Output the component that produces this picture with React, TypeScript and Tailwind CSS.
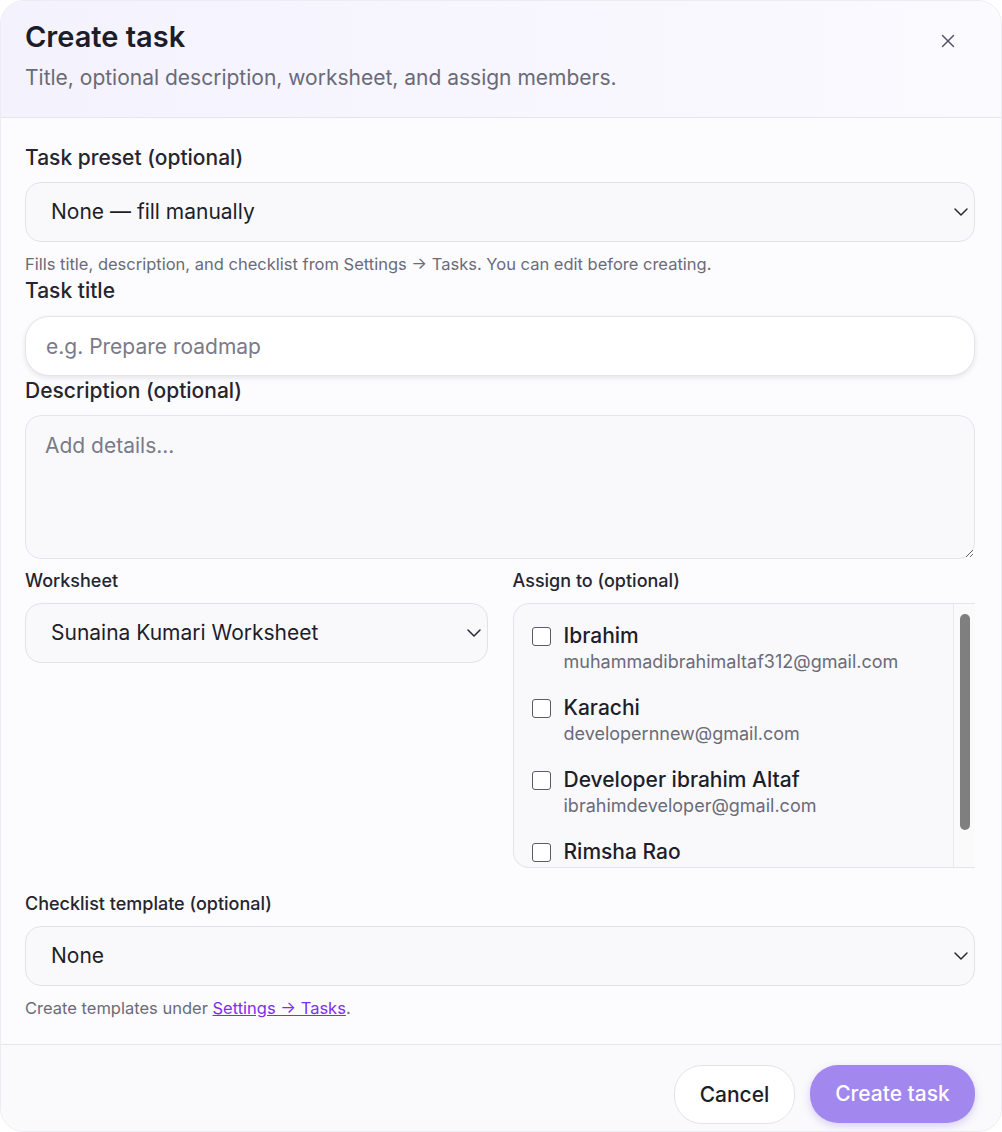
import React from 'react';
import { X, ChevronDown } from 'lucide-react';

const members = [
  { name: 'Ibrahim', email: 'muhammadibrahimaltaf312@gmail.com' },
  { name: 'Karachi', email: 'developernnew@gmail.com' },
  { name: 'Developer ibrahim Altaf', email: 'ibrahimdeveloper@gmail.com' },
  { name: 'Rimsha Rao', email: '' },
];

const SelectBox: React.FC<{ value: string; className?: string }> = ({ value, className = '' }) => (
  <div
    className={`flex h-[60px] items-center justify-between rounded-[16px] border border-[#e1e1ea] bg-[#f9f9fc] pl-[25px] pr-[1px] text-[21px] text-[#1e1e2a] ${className}`}
  >
    <span>{value}</span>
    <ChevronDown className="h-[24px] w-[24px] text-[#2a2a35]" strokeWidth={1.5} />
  </div>
);

export default function App() {
  return (
    <div className="min-h-screen bg-white" style={{ fontFamily: 'Inter, "Noto Sans", sans-serif' }}>
      <div className="flex h-[1132px] w-[1002px] flex-col overflow-hidden rounded-[24px] border border-[#ececf3] bg-[#fcfcfe]">
        {/* header */}
        <div className="flex items-start justify-between border-b border-[#e6e4ef] bg-gradient-to-r from-[#f4f2fd] to-[#fbfaff] pb-[25px] pl-[24px] pr-[26px] pt-[18px]">
          <div>
            <h2 className="text-[29px] font-semibold leading-[36px] text-[#1c1c2b]">Create task</h2>
            <p className="mt-[9px] text-[21px] leading-[28px] text-[#6a6a78]">
              Title, optional description, worksheet, and assign members.
            </p>
          </div>
          <button className="mr-[16px] mt-[11px] text-[#55556a]">
            <X className="h-[22px] w-[22px]" strokeWidth={1.6} />
          </button>
        </div>

        {/* body */}
        <div className="flex flex-col pb-[26px] pl-[24px] pr-[26px] pt-[26px]">
          <label className="text-[21px] font-medium leading-[28px] text-[#25252f]">Task preset (optional)</label>
          <SelectBox value="None — fill manually" className="mt-[10px]" />
          <p className="mt-[12px] text-[16.5px] leading-[20px] text-[#6b6b78]">
            Fills title, description, and checklist from Settings → Tasks. You can edit before creating.
          </p>

          <label className="mt-[3px] text-[21px] font-medium leading-[28px] text-[#25252f]">Task title</label>
          <input
            className="mt-[11px] h-[60px] rounded-[24px] border border-[#e4e4ec] bg-white px-[20px] text-[21px] text-[#1e1e2a] shadow-[0_2px_5px_rgba(30,30,60,0.1)] outline-none placeholder:text-[#7a7a88]"
            placeholder="e.g. Prepare roadmap"
          />

          <label className="mt-[1px] text-[21px] font-medium leading-[28px] text-[#25252f]">Description (optional)</label>
          <textarea
            className="mt-[10px] h-[144px] rounded-[16px] border border-[#e4e4ec] bg-[#f9f9fc] px-[19px] py-[16px] text-[21px] leading-[28px] text-[#1e1e2a] outline-none placeholder:text-[#7a7a88]"
            placeholder="Add details..."
          />

          <div className="mt-[10px] grid grid-cols-2 gap-[25px]">
            <div className="flex flex-col">
              <label className="text-[18px] font-medium leading-[24px] text-[#25252f]">Worksheet</label>
              <SelectBox value="Sunaina Kumari Worksheet" className="mt-[10px]" />
            </div>
            <div className="flex flex-col">
              <label className="text-[18px] font-medium leading-[24px] text-[#25252f]">Assign to (optional)</label>
              <div className="mt-[10px] flex h-[265px] overflow-hidden rounded-l-[16px] border-y border-l border-[#e4e4ec] bg-[#f9f9fc]">
                <div className="flex flex-1 flex-col gap-[20px] overflow-hidden pl-[18px] pt-[18px]">
                  {members.map((m) => (
                    <div key={m.name} className="flex items-start gap-[13px]">
                      <span className="mt-[5px] h-[19px] w-[19px] shrink-0 rounded-[3px] border-[1.5px] border-[#5a5a66] bg-white" />
                      <div className="flex flex-col">
                        <span className="text-[21px] font-medium leading-[28px] text-[#1e1e2a]">{m.name}</span>
                        {m.email && <span className="text-[18px] leading-[24px] text-[#6b6b78]">{m.email}</span>}
                      </div>
                    </div>
                  ))}
                </div>
                <div className="flex w-[22px] shrink-0 justify-center border-l border-[#e8e8ee] bg-[#fafafa] pt-[10px]">
                  <div className="h-[216px] w-[10px] rounded-full bg-[#7f7f7f]" />
                </div>
              </div>
            </div>
          </div>

          <label className="mt-[24px] text-[18px] font-medium leading-[24px] text-[#25252f]">Checklist template (optional)</label>
          <SelectBox value="None" className="mt-[10px]" />
          <p className="mt-[12px] text-[16.5px] leading-[20px] text-[#6b6b78]">
            Create templates under{' '}
            <a className="text-[#7c2ff0] underline" href="#">
              Settings → Tasks
            </a>
            .
          </p>
        </div>

        {/* footer */}
        <div className="flex flex-1 items-start justify-end gap-[15px] border-t border-[#e6e4ef] bg-[#fafafc] px-[26px] pt-[20px]">
          <button className="h-[59px] w-[121px] rounded-[28px] border border-[#e2e2ea] bg-white text-[21px] font-medium text-[#1e1e2a]">
            Cancel
          </button>
          <button className="h-[58px] w-[165px] rounded-[28px] bg-[#a287ee] text-[21px] font-medium text-white shadow-[0_3px_8px_rgba(140,110,230,0.3)]">
            Create task
          </button>
        </div>
      </div>
    </div>
  );
}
•••
- Your instructions -
Quote every line word for word and keep the images out of the copy.

- Exercise response -
Output the component that produces this picture with React, TypeScript and Tailwind CSS.
import React from 'react';
import { X, ChevronDown } from 'lucide-react';

const members = [
  { name: 'Ibrahim', email: 'muhammadibrahimaltaf312@gmail.com' },
  { name: 'Karachi', email: 'developernnew@gmail.com' },
  { name: 'Developer ibrahim Altaf', email: 'ibrahimdeveloper@gmail.com' },
  { name: 'Rimsha Rao', email: '' },
];

const SelectBox: React.FC<{ value: string; className?: string }> = ({ value, className = '' }) => (
  <div
    className={`flex h-[60px] items-center justify-between rounded-[16px] border border-[#e1e1ea] bg-[#f9f9fc] pl-[25px] pr-[1px] text-[21px] text-[#1e1e2a] ${className}`}
  >
    <span>{value}</span>
    <ChevronDown className="h-[24px] w-[24px] text-[#2a2a35]" strokeWidth={1.5} />
  </div>
);

export default function App() {
  return (
    <div className="min-h-screen bg-white" style={{ fontFamily: 'Inter, "Noto Sans", sans-serif' }}>
      <div className="flex h-[1132px] w-[1002px] flex-col overflow-hidden rounded-[24px] border border-[#ececf3] bg-[#fcfcfe]">
        {/* header */}
        <div className="flex items-start justify-between border-b border-[#e6e4ef] bg-gradient-to-r from-[#f4f2fd] to-[#fbfaff] pb-[25px] pl-[24px] pr-[26px] pt-[18px]">
          <div>
            <h2 className="text-[29px] font-semibold leading-[36px] text-[#1c1c2b]">Create task</h2>
            <p className="mt-[9px] text-[21px] leading-[28px] text-[#6a6a78]">
              Title, optional description, worksheet, and assign members.
            </p>
          </div>
          <button className="mr-[16px] mt-[11px] text-[#55556a]">
            <X className="h-[22px] w-[22px]" strokeWidth={1.6} />
          </button>
        </div>

        {/* body */}
        <div className="flex flex-col pb-[26px] pl-[24px] pr-[26px] pt-[26px]">
          <label className="text-[21px] font-medium leading-[28px] text-[#25252f]">Task preset (optional)</label>
          <SelectBox value="None — fill manually" className="mt-[10px]" />
          <p className="mt-[12px] text-[16.5px] leading-[20px] text-[#6b6b78]">
            Fills title, description, and checklist from Settings → Tasks. You can edit before creating.
          </p>

          <label className="mt-[3px] text-[21px] font-medium leading-[28px] text-[#25252f]">Task title</label>
          <input
            className="mt-[11px] h-[60px] rounded-[24px] border border-[#e4e4ec] bg-white px-[20px] text-[21px] text-[#1e1e2a] shadow-[0_2px_5px_rgba(30,30,60,0.1)] outline-none placeholder:text-[#7a7a88]"
            placeholder="e.g. Prepare roadmap"
          />

          <label className="mt-[1px] text-[21px] font-medium leading-[28px] text-[#25252f]">Description (optional)</label>
          <textarea
            className="mt-[10px] h-[144px] rounded-[16px] border border-[#e4e4ec] bg-[#f9f9fc] px-[19px] py-[16px] text-[21px] leading-[28px] text-[#1e1e2a] outline-none placeholder:text-[#7a7a88]"
            placeholder="Add details..."
          />

          <div className="mt-[10px] grid grid-cols-2 gap-[25px]">
            <div className="flex flex-col">
              <label className="text-[18px] font-medium leading-[24px] text-[#25252f]">Worksheet</label>
              <SelectBox value="Sunaina Kumari Worksheet" className="mt-[10px]" />
            </div>
            <div className="flex flex-col">
              <label className="text-[18px] font-medium leading-[24px] text-[#25252f]">Assign to (optional)</label>
              <div className="mt-[10px] flex h-[265px] overflow-hidden rounded-l-[16px] border-y border-l border-[#e4e4ec] bg-[#f9f9fc]">
                <div className="flex flex-1 flex-col gap-[20px] overflow-hidden pl-[18px] pt-[18px]">
                  {members.map((m) => (
                    <div key={m.name} className="flex items-start gap-[13px]">
                      <span className="mt-[5px] h-[19px] w-[19px] shrink-0 rounded-[3px] border-[1.5px] border-[#5a5a66] bg-white" />
                      <div className="flex flex-col">
                        <span className="text-[21px] font-medium leading-[28px] text-[#1e1e2a]">{m.name}</span>
                        {m.email && <span className="text-[18px] leading-[24px] text-[#6b6b78]">{m.email}</span>}
                      </div>
                    </div>
                  ))}
                </div>
                <div className="flex w-[22px] shrink-0 justify-center border-l border-[#e8e8ee] bg-[#fafafa] pt-[10px]">
                  <div className="h-[216px] w-[10px] rounded-full bg-[#7f7f7f]" />
                </div>
              </div>
            </div>
          </div>

          <label className="mt-[24px] text-[18px] font-medium leading-[24px] text-[#25252f]">Checklist template (optional)</label>
          <SelectBox value="None" className="mt-[10px]" />
          <p className="mt-[12px] text-[16.5px] leading-[20px] text-[#6b6b78]">
            Create templates under{' '}
            <a className="text-[#7c2ff0] underline" href="#">
              Settings → Tasks
            </a>
            .
          </p>
        </div>

        {/* footer */}
        <div className="flex flex-1 items-start justify-end gap-[15px] border-t border-[#e6e4ef] bg-[#fafafc] px-[26px] pt-[20px]">
          <button className="h-[59px] w-[121px] rounded-[28px] border border-[#e2e2ea] bg-white text-[21px] font-medium text-[#1e1e2a]">
            Cancel
          </button>
          <button className="h-[58px] w-[165px] rounded-[28px] bg-[#a287ee] text-[21px] font-medium text-white shadow-[0_3px_8px_rgba(140,110,230,0.3)]">
            Create task
          </button>
        </div>
      </div>
    </div>
  );
}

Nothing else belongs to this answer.